Some optimizations of Watkin's Q-learning may also be applied to SARSA, for example in the paper "Fast Online Q(λ)" (Wiering and Schmidhuber, 1998) the small differences needed for SARSA(λ) implementations are described as they arise.

Influence of variables on the algorithm[edit]

Learning rate (alpha)[edit]

The learning rate determines to what extent the newly acquired information will override the old information. A factor of 0 will make the agent not learn anything, while a factor of 1 would make the agent consider only the most recent information.

Discount factor (gamma)[edit]

The discount factor determines the importance of future rewards. A factor of 0 will make the agent "opportunistic" by only considering current rewards, while a factor approaching 1 will make it strive for a long-term high reward.

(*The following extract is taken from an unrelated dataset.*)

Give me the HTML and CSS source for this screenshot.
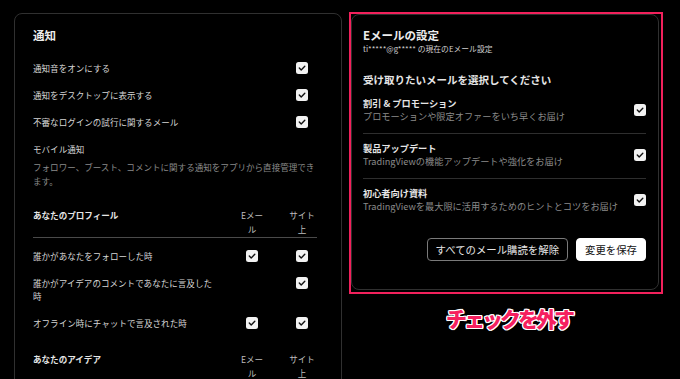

If the discount factor meets or exceeds 1, the Q values may diverge.

Initial conditions (Q(s_0,a_0))[edit]

Since SARSA is an iterative algorithm, it implicitly assumes an initial condition before the first update occurs. A high (infinite) initial value, also known as "optimistic initial conditions",[3] can encourage exploration: no matter what action will take place, the update rule will cause it to have lower values than the other alternative, thus increasing their choice probability. Recently, it was suggested that the first reward r could be used to reset the initial conditions. According to this idea, the first time an action is taken the reward is used to set the value of Q. This will allow immediate learning in case of fix deterministic rewards. Surprisingly, this resetting-of-initial-conditions (RIC) approach seems to be consistent with human behaviour in repeated binary choice experiments.[4]